During the decision-making process, the advantages and patient benefit grained from using haemostats should be explored to reach an appropriate decision on its use. As was briefly mentioned, haemostatic substances do not use the normal clotting cascade and it is therefore safe and effective for use in patients who have clotting disorders, or who are taking medications classed as anticoagulants, as well as in hypothermic patients (Klokkevold et al, 1999; Kheriabadi, 2010). There are many other abnormalities which could occur to alter the normal clotting process, as haemostats generally work around the normal clotting cascade. It is an effective adjunct when approaching a range of injures or patients with comorbidities (Klokkevold et al, 1999; Kheriabadi, 2010).
Approach and use
Once the decision to use a haemostatic has been made, there are different methods of application. Depending on the number of practitioners available, the approach can be performed as a two-person team or as an individual. When referring to a ‘two person’ or ‘team’, it designates that a person is already on scene but without a haemostat.
The generalised approach is to initially apply direct pressure on the wound, followed by a haemostatic dressing or pressure bandage. This would then be followed by a tourniquet (if indicated) (National Association of Emergency Medical Technicians (NAEMT), 2018). This is under ideal circumstances and with a second practitioner present.
If it is a single practitioner approach, the first attempt of management should be to apply the haemostat as soon as possible with pressure applied as well as securing dressings if required. Following this, a tourniquet could be applied if required (NAEMT, 2018). Pressure post-application of the haemostat is essential for effective haemorrhage control.
After the initial haemostat dressing, additional dressings can be haemostats or non-haemostats, as long as the function of pressure and dressing the wound is achieved.
Method of application
It is worth noting that some versions of haemostats can effectively clot within 1 minute of pressure. The remainder have the general recommendation for at least 3 minutes of direct pressure. To avoid confusion, advice in this guideline will remain as 3 minutes. If the specific type is for 1 minute, that would be adequate but if unsure, use a minimum of 3 minutes of effective direct pressure.
All of these patients should be monitored for rebleeding and transported rapidly where appropriate (National Institute for Health and Care Excellence (NICE), 2017).
Important points
It is worth noting the limitations of haemostatics. They are contraindicated in any ocular injury and not meant for consumption. Although chitosan is manufactured from shells, including prawn shells, it is refined thoroughly. According to Celox Medical, it does not have any risk that can cause an allergic reaction and is safe to use on patients with shellfish allergies.

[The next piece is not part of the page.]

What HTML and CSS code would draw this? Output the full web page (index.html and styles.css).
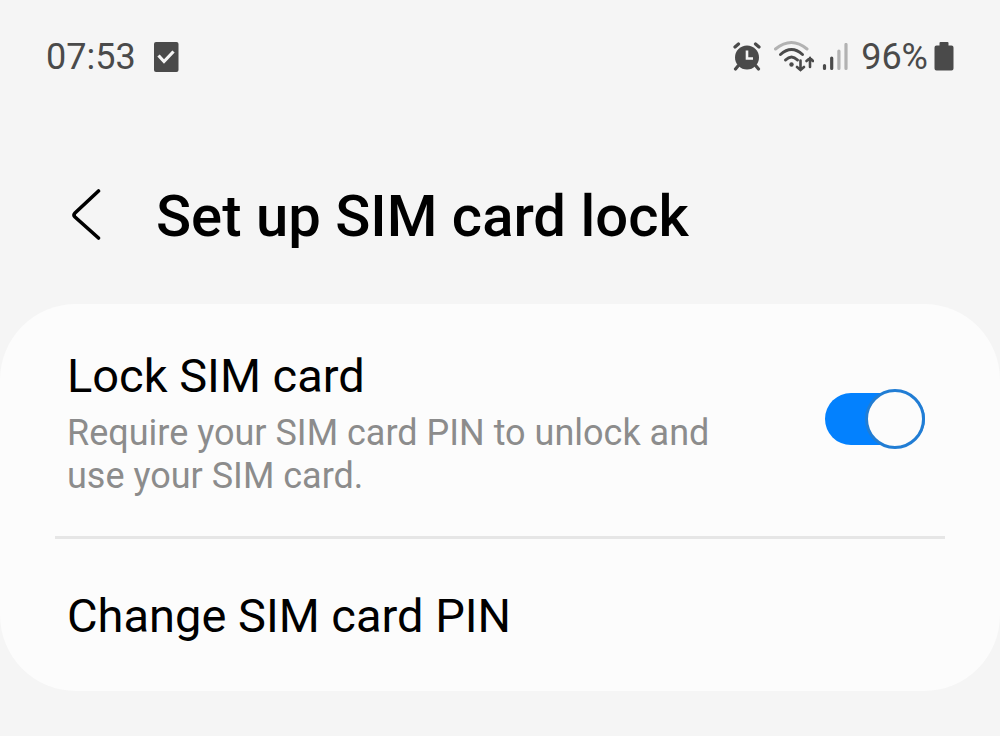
FILE: index.html
```html
<!DOCTYPE html>
<html lang="en">
<head>
    <meta charset="UTF-8">
    <meta name="viewport" content="width=device-width, initial-scale=1.0">
    <title>Set up SIM card lock</title>
    <link rel="stylesheet" href="styles.css">
</head>
<body>
    <div class="status-bar">
        <span class="time">07:53</span>
        <svg class="icon-task" width="26" height="32" viewBox="0 0 26 32" aria-hidden="true">
            <rect x="1" y="1" width="24.500" height="30" rx="2" fill="#4a4a4a"/>
            <path d="M5.500 14.500l5.500 6 9.500-10" fill="none" stroke="#f5f5f5" stroke-width="3.200"/>
        </svg>

        <div class="status-icons">
            <svg width="32" height="30" viewBox="0 0 32 30" aria-hidden="true">
                <circle cx="14" cy="15.500" r="12" fill="#4a4a4a"/>
                <path d="M2 5l3.500-3M26 5l-3.500-3M5 24l-2.500 3M23 24l2.500 3" fill="none" stroke="#4a4a4a" stroke-width="3.200" stroke-linecap="round"/>
                <path d="M14 8.500v8h6" fill="none" stroke="#f5f5f5" stroke-width="2.600"/>
            </svg>
            <svg width="41" height="34" viewBox="0 0 41 34" aria-hidden="true">
                <g fill="none" stroke="#4a4a4a" stroke-linecap="round">
                    <path d="M2.500 9Q18.500-4 34 9" stroke="#b2b2b2" stroke-width="3"/>
                    <path d="M7.500 14.500Q18.500 4.500 29.500 14.500" stroke-width="3"/>
                    <path d="M12.500 20Q18.500 14 24.500 20" stroke-width="3"/>
                    <path d="M27.500 20.500v9.500M24 27l3.500 3 3.500-3M37 27V18M33.500 21l3.500-3 3 3" stroke-width="2.600"/>
                </g>
                <circle cx="18.500" cy="24.500" r="2.200" fill="#4a4a4a"/>
            </svg>
            <svg width="31" height="28" viewBox="0 0 31 28" aria-hidden="true">
                <g fill="none" stroke="#4a4a4a" stroke-width="3.200" stroke-linecap="round">
                    <path d="M2.500 22.500v3M9.700 15v10.500"/>
                    <path d="M16.900 8v17.500M24 1.500v24" stroke="#b2b2b2"/>
                </g>
            </svg>
            <span class="battery">96%</span>
            <svg width="20" height="30" viewBox="0 0 20 30" aria-hidden="true">
                <path d="M6.500 0h7q1 0 1 1v2.500h3q2 0 2 2v21q0 2-2 2h-15q-2 0-2-2V5.500q0-2 2-2h3V1q0-1 1-1z" fill="#4a4a4a"/>
            </svg>
        </div>
    </div>

    <header class="header">
        <button class="back" type="button" aria-label="Back">
            <svg width="30" height="52" viewBox="0 0 30 52" aria-hidden="true">
                <path d="M27.500 2L4 24q-2 2 0 4l23.500 21" fill="none" stroke="#000" stroke-width="3.600" stroke-linecap="round"/>
            </svg>
        </button>
        <h1>Set up SIM card lock</h1>
    </header>

    <main class="card">
        <div class="row">
            <div class="row-text">
                <label for="lockSim">Lock SIM card</label>
                <p id="lockHint">Require your SIM card PIN to unlock and use your SIM card.</p>
            </div>
            <input class="switch" type="checkbox" role="switch" id="lockSim" aria-describedby="lockHint" checked>
        </div>
        <hr>
        <button class="row-button" type="button">Change SIM card PIN</button>
    </main>
</body>
</html>
```
FILE: styles.css
```css
*, *::before { box-sizing: border-box; }
body { font-family: Roboto, sans-serif; margin: 0; background-color: #f5f5f5; color: #000; }
svg { display: block; flex: none; }
button { font: inherit; color: inherit; background: none; border: 0; padding: 0; cursor: pointer; }

.status-bar { display: flex; align-items: center; height: 114px; padding: 0 46px; font-size: 36px; line-height: 42px; color: #4a4a4a; }
.icon-task { margin-left: 17px; }
.status-icons { display: flex; align-items: center; gap: 8px; margin-left: auto; }
.battery { margin-right: -2px; }

.header { display: flex; align-items: flex-start; gap: 55px; min-height: 190px; padding: 66px 71px 0; }
.back { padding: 9px 0; }
h1 { margin: 0; font-size: 58px; font-weight: 500; line-height: 72px; }

.card { background-color: #fcfcfc; border-radius: 76px; padding: 44px 55px 0; }
.row { display: flex; align-items: flex-start; justify-content: space-between; padding: 0 20px 38px 12px; }
.row-text { max-width: 660px; }
label { display: block; font-size: 47px; line-height: 56px; cursor: pointer; }
p { margin: 8px 0 0; font-size: 36px; line-height: 43px; color: #8c8c8c; }
hr { height: 3px; margin: 0; border: 0; background-color: #e6e6e6; }
.row-button { display: block; width: 100%; padding: 49px 12px 47px; font-size: 47px; line-height: 56px; text-align: left; }

.switch { appearance: none; position: relative; flex: none; width: 100px; height: 52px; margin: 45px 0 0; border-radius: 26px; background-color: #b2b2b2; cursor: pointer; }
.switch::before { content: ""; position: absolute; top: -4px; left: 0; width: 60px; height: 60px; border: 3px solid #b2b2b2; border-radius: 50%; background-color: #fcfcfc; }
.switch:checked { background-color: #0381fe; }
.switch:checked::before { left: auto; right: 0; border-color: #217dd4; }
```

A haemostat is an effective tool in the arsenal of emergency pre-hospital medicine and should not only be reserved for mass casualty scenarios. However, it must still be used with a full management plan to ensure the best possible outcome for a patient (Butler et al, 2007; Bennett, 2017).
For the effective use of any form of haemostat, training and familiarisation with the equipment should occur. This is not because the haemostats are difficult to use; but as they are not commonly employed, their effective usage may well be forgotten in the heat of the moment. Become familiar with the product you carry and remember the benefits and advantages of haemostats.